A Probabilistic Displacement-based Vulnerability Assessment Procedure for Earthquake Loss Estimation

Abstract

Earthquake loss estimation studies require predictions to be made of the proportion of a building class falling within discrete damage bands from a specified earthquake demand. These predictions should be made using methods that incorporate both computational efficiency and accuracy such that studies on regional or national levels can be effectively carried out, even when the triggering of multiple earthquake scenarios, as opposed to the use of probabilistic hazard maps and uniform hazard spectra, is employed to realistically assess seismic demand and its consequences on the built environment. Earthquake actions should be represented by a parameter that shows good correlation to damage and that accounts for the relationship between the frequency content of the ground motion and the fundamental period of the building; hence recent proposals to use displacement response spectra.

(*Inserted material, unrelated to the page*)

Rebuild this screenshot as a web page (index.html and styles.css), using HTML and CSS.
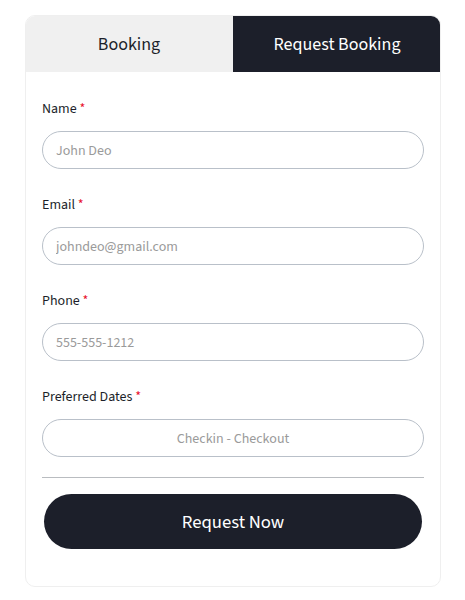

A rational method is proposed herein that defines the capacity of a building class by relating its deformation potential to its fundamental period of vibration at different limit states and comparing this with a displacement response spectrum. The uncertainty in the geometrical, material and limit state properties of a building class is considered and the first-order reliability method, FORM, is used to produce an approximate joint probability density function (JPDF) of displacement capacity and period. The JPDF of capacity may be used in conjunction with the lognormal cumulative distribution function of demand in the classical reliability formula to calculate the probability of failing a given limit state. Vulnerability curves may be produced which, although not directly used in the methodology, serve to illustrate the conceptual soundness of the method and make comparisons with other methods.